In step 1, the code will check the inputs and tell you what you need to do.

This will involve putting files in the /modules/BLDG_AGG/input/<3 letter iso code in upper case>

For example, the Nigeria input files would go in

/modules/BLDG_AGG/input/NGA

This includes a reference raster in

/modules/BLDG_AGG/input/NGA/ref_raster and the buildings in /modules/BLDG_AGG/input/NGA/buildings

Running the building aggregation tool

Start a docker prompt. In WSL2, run

<repo>/docker/binbash.sh

In WSL1, run

<repo>/docker/binbash.bat

Running TGO

/build/run_bldg_agg.sh BLDG_AGG \
--country TGO \
--group-distance 0.001 \
--contour-value=12 \
--clean \
1 100

Running NGA

/build/run_bldg_agg.sh BLDG_AGG \
--country NGA \
--group-distance 0.001 \
--contour-value=12 \
--chunk-rows=15 \
--chunk-cols=15 \
--clean \
1 100

Generating step documentation

This will produce a html document with a list of the step descriptions

/build/run_bldg_agg.sh BLDG_AGG --country NGA \
--gen-docs

/build/run_bldg_agg.sh BLDG_CHECK --country NGA \
--gen-docs

Seeing command line help

/build/run_bldg_agg.sh BLDG_AGG \
--help

Viewing / converting results in QGIS

The docker container will expose a port, so with QGIS running in the host machine, you can connect with --

host: localhost db name: bldg_agg username: postgres password: postgres port: 25434

the table name is .building

Converting results to a shapefile

Note replace with the ISO 3 country code in upper case.

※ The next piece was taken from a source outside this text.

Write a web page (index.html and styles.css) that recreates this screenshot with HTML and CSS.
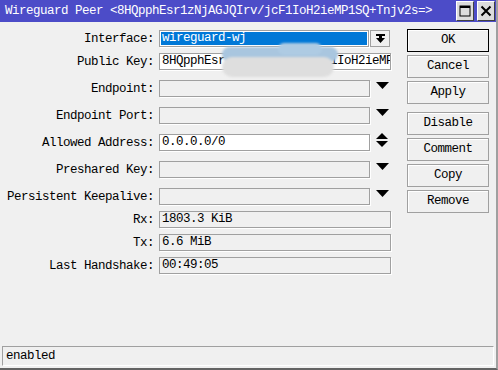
FILE: index.html
```html
<!DOCTYPE html>
<html lang="en">
  <head>
    <meta charset="UTF-8" />
    <title>Wireguard Peer</title>
    <link rel="stylesheet" href="styles.css">
  </head>
  <body>
    <div class="window">
      <div class="titlebar">
        <span class="title">Wireguard Peer &lt;8HQpphEsr1zNjAGJQIrv/jcF1IoH2ieMP1SQ+Tnjv2s=&gt;</span>
        <div class="title-buttons">
          <span class="tbtn">
            <svg width="12" height="12" viewBox="0 0 12 12"><rect x="1" y="1" width="10" height="10" fill="none" stroke="#000" stroke-width="1"/><rect x="1" y="1" width="10" height="2" fill="#000"/></svg>
          </span>
          <span class="tbtn">
            <svg width="12" height="12" viewBox="0 0 12 12"><path d="M1.5 1.5 L10.5 10.5 M10.5 1.5 L1.5 10.5" stroke="#000" stroke-width="2"/></svg>
          </span>
        </div>
      </div>

      <div class="main">
        <div class="form">
          <div class="row">
            <span class="label">Interface:</span>
            <div class="field selected"><span>wireguard-wj</span></div>
            <span class="drop-btn">
              <svg width="9" height="9" viewBox="0 0 9 9"><rect x="0" y="0" width="9" height="2" fill="#000"/><rect x="3" y="2" width="3" height="2" fill="#000"/><polygon points="0,4 9,4 4.5,9" fill="#000"/></svg>
            </span>
          </div>
          <div class="row">
            <span class="label">Public Key:</span>
            <div class="field wide white">8HQpphEsr1zNjAGJQIrv/jcF1IoH2ieMP1SQ+Tnjv2s=</div>
            <div class="redact">
              <span class="blob blue"></span>
              <span class="blob blue-top"></span>
              <span class="blob grey"></span>
            </div>
          </div>
          <div class="row gap">
            <span class="label">Endpoint:</span>
            <div class="field"></div>
            <span class="arrow"><svg width="13" height="7" viewBox="0 0 13 7"><polygon points="0,0 13,0 6.5,7" fill="#000"/></svg></span>
          </div>
          <div class="row gap">
            <span class="label">Endpoint Port:</span>
            <div class="field"></div>
            <span class="arrow"><svg width="13" height="7" viewBox="0 0 13 7"><polygon points="0,0 13,0 6.5,7" fill="#000"/></svg></span>
          </div>
          <div class="row gap">
            <span class="label">Allowed Address:</span>
            <div class="field white">0.0.0.0/0</div>
            <span class="arrow updown"><svg width="12" height="14" viewBox="0 0 12 14"><polygon points="6,0 12,6 0,6" fill="#000"/><polygon points="0,8 12,8 6,14" fill="#000"/></svg></span>
          </div>
          <div class="row gap">
            <span class="label">Preshared Key:</span>
            <div class="field"></div>
            <span class="arrow"><svg width="13" height="7" viewBox="0 0 13 7"><polygon points="0,0 13,0 6.5,7" fill="#000"/></svg></span>
          </div>
          <div class="row gap">
            <span class="label">Persistent Keepalive:</span>
            <div class="field"></div>
            <span class="arrow"><svg width="13" height="7" viewBox="0 0 13 7"><polygon points="0,0 13,0 6.5,7" fill="#000"/></svg></span>
          </div>
          <div class="row">
            <span class="label">Rx:</span>
            <div class="field wide">1803.3 KiB</div>
          </div>
          <div class="row">
            <span class="label">Tx:</span>
            <div class="field wide">6.6 MiB</div>
          </div>
          <div class="row">
            <span class="label">Last Handshake:</span>
            <div class="field wide">00:49:05</div>
          </div>
        </div>

        <div class="buttons">
          <div class="btn default">OK</div>
          <div class="btn">Cancel</div>
          <div class="btn">Apply</div>
          <div class="btn sep">Disable</div>
          <div class="btn">Comment</div>
          <div class="btn">Copy</div>
          <div class="btn">Remove</div>
        </div>
      </div>

      <div class="status">enabled</div>
    </div>
  </body>
</html>
```

FILE: styles.css
```css
body {
  margin: 0;
  background-color: #f0f0f0;
  color: #000;
  font-family: "Liberation Mono", "DejaVu Sans Mono", monospace;
  font-size: 12.5px;
  letter-spacing: -0.5px;
}

.window {
  height: 370px;
  box-sizing: border-box;
  border-right: 2px solid #a0a0a0;
  border-bottom: 2px solid #646464;
  display: flex;
  flex-direction: column;
}

/* title bar */
.titlebar {
  height: 22px;
  background-color: #4c4cc8;
  color: #fff;
  display: flex;
  align-items: flex-start;
  justify-content: space-between;
  padding: 0 1px 0 5px;
}

.title {
  line-height: 22px;
  white-space: nowrap;
}

.title-buttons {
  display: flex;
  gap: 3px;
  padding-top: 1px;
}

.tbtn {
  width: 18px;
  height: 20px;
  box-sizing: border-box;
  background-color: #dcdcdc;
  border: 1px solid;
  border-color: #fff #404040 #404040 #fff;
  display: flex;
  align-items: center;
  justify-content: center;
}

/* form */
.main {
  display: flex;
}

.form {
  width: 391px;
  padding-top: 8px;
}

.row {
  display: flex;
  align-items: center;
  height: 17px;
  margin-top: 6px;
  position: relative;
}

.row:first-child {
  margin-top: 0;
}

.row.gap {
  margin-top: 10px;
}

.label {
  width: 159px;
  box-sizing: border-box;
  padding-right: 5px;
  text-align: right;
  white-space: nowrap;
}

.field {
  width: 211px;
  height: 17px;
  box-sizing: border-box;
  border: 1px solid #a0a0a0;
  background-color: #f0f0f0;
  padding: 0 2px;
  line-height: 15px;
  white-space: nowrap;
  overflow: hidden;
  box-shadow: 1px 1px 0 #fff;
}

.field.wide {
  width: 232px;
}

.field.white {
  background-color: #fff;
}

.field.selected {
  width: 210px;
  background-color: #fff;
  padding: 1px;
}

.field.selected span {
  display: block;
  height: 13px;
  line-height: 13px;
  padding-left: 1px;
  background-color: #0078d7;
  color: #fff;
}

.drop-btn {
  width: 20px;
  height: 17px;
  margin-left: 1px;
  box-sizing: border-box;
  border: 1px solid #a0a0a0;
  background-color: #f0f0f0;
  display: flex;
  align-items: center;
  justify-content: center;
}

.arrow {
  align-self: flex-start;
  margin-left: 6px;
  margin-top: 2px;
  display: flex;
}

.arrow.updown {
  margin-top: -1px;
}

/* scribbled-out part of the key */
.redact {
  position: absolute;
  left: 220px;
  top: -10px;
  width: 120px;
  height: 36px;
  filter: blur(1px);
}

.blob {
  position: absolute;
  display: block;
}

.blob.blue {
  left: 2px;
  top: 4px;
  width: 116px;
  height: 15px;
  border-radius: 8px;
  background-color: #a9c6df;
}

.blob.blue-top {
  left: 58px;
  top: 0;
  width: 44px;
  height: 12px;
  border-radius: 7px;
  background-color: #aecbe3;
}

.blob.grey {
  left: 2px;
  top: 14px;
  width: 112px;
  height: 20px;
  border-radius: 10px;
  background-color: #dedede;
}

/* buttons */
.buttons {
  width: 82px;
  margin-left: 16px;
  padding-top: 7px;
  display: flex;
  flex-direction: column;
  gap: 3px;
}

.btn {
  height: 23px;
  box-sizing: border-box;
  border: 1px solid #a0a0a0;
  background-color: #f0f0f0;
  box-shadow: inset 1px 1px 0 #fff;
  text-align: center;
  line-height: 21px;
}

.btn.default {
  border-color: #000;
}

.btn.sep {
  margin-top: 5px;
}

/* status bar */
.status {
  margin: auto 2px 2px 2px;
  height: 20px;
  box-sizing: border-box;
  border: 1px solid;
  border-color: #a0a0a0 #fff #fff #a0a0a0;
  padding-left: 3px;
  line-height: 18px;
}
```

Note the results are exported as /modules/BLDG_AGG/working//settlements.fgb

If you need another format, please see below for some ogr2ogr commands you can run from within the docker container

ogr2ogr \
-f "ESRI Shapefile" \
/tmp/<country code>_output.shp \
"PG: host=db dbname=bldg_agg port=5432 user=postgres password=postgres" \
"<country code>.building" \
-progress \
-nlt MULTIPOLYGON \
-overwrite

For example, for tgo --

ogr2ogr \
-f "ESRI Shapefile" \
/tmp/tgo_output.shp \
"PG: host=db dbname=bldg_agg port=5432 user=postgres password=postgres" \
"tgo.building" \
-progress \
-nlt MULTIPOLYGON \
-overwrite

To check the results contain rows

ogrinfo /modules/BLDG_AGG/working/<COUNTRY CODE>/<country code>_output.shp -so <country code>_output
ogrinfo /modules/BLDG_AGG/working/BWA/bwa_output.shp -so bwa_output

Running zonal stats by hand

First you need to rasterize the vector layer using the same raster you'll use for the zonal stats

Let's assume we want zonal stats on the building aggregation output vs the building count

This is within the docker container (so running <repo>/docker/binbash.sh)

NOTE -- The rasterization only needs to be done once.

WARNING -- Because single hamlets might not cross the center of a raster square, you can consider using the --all-touched argument to the burn-polygon-to-raster command.

See below for the effect it has, not the single hamlet that did not have any matching squares in the rasterized form without --all-touched.

img

cd /rust

mkdir -p /modules/BLDG_AGG/working/TGO/zonal_stats

cargo \
run \
--release \
--bin cmdline_tools \
-- \
burn-polygon-to-raster \
--layer-name 'tgo.building' \
--ogr-conn-str "PG: host=db dbname=bldg_agg port=5432 user=postgres password=postgres" \
--snap-raster "/modules/BLDG_AGG/working/TGO/rasters/bldg_count.tif" \
--burn-field id \
--output-raster "/modules/BLDG_AGG/working/TGO/zonal_stats/settlements.tif" \
--clean

using all-touched

cargo \
run \
--release \
--bin cmdline_tools \
-- \
burn-polygon-to-raster \
--layer-name 'bwa.building' \
--ogr-conn-str "PG: host=db dbname=bldg_agg port=5432 user=postgres password=postgres" \
--snap-raster "/modules/BLDG_AGG/working/BWA/rasters/bldg_count.tif" \
--burn-field id \
--output-raster "/modules/BLDG_AGG/working/BWA/zonal_stats/settlements.tif" \
--clean \
--all-touched

Creating zonal stats CSV file

cargo \
run \
--release \
--bin zonal_stats \
-- \
--feature-raster \
"/modules/BLDG_AGG/working/TGO/zonal_stats/settlements.tif" \
--data-raster "/modules/BLDG_AGG/working/TGO/rasters/bldg_count.tif" \
--summary-csv "/modules/BLDG_AGG/working/TGO/zonal_stats/bldg_count.csv" \
--clean

Note that the CSV contains feature id, # of squares matching, sum of the square values

Setting up a new country

The building aggregation tool does not require country specific configuration.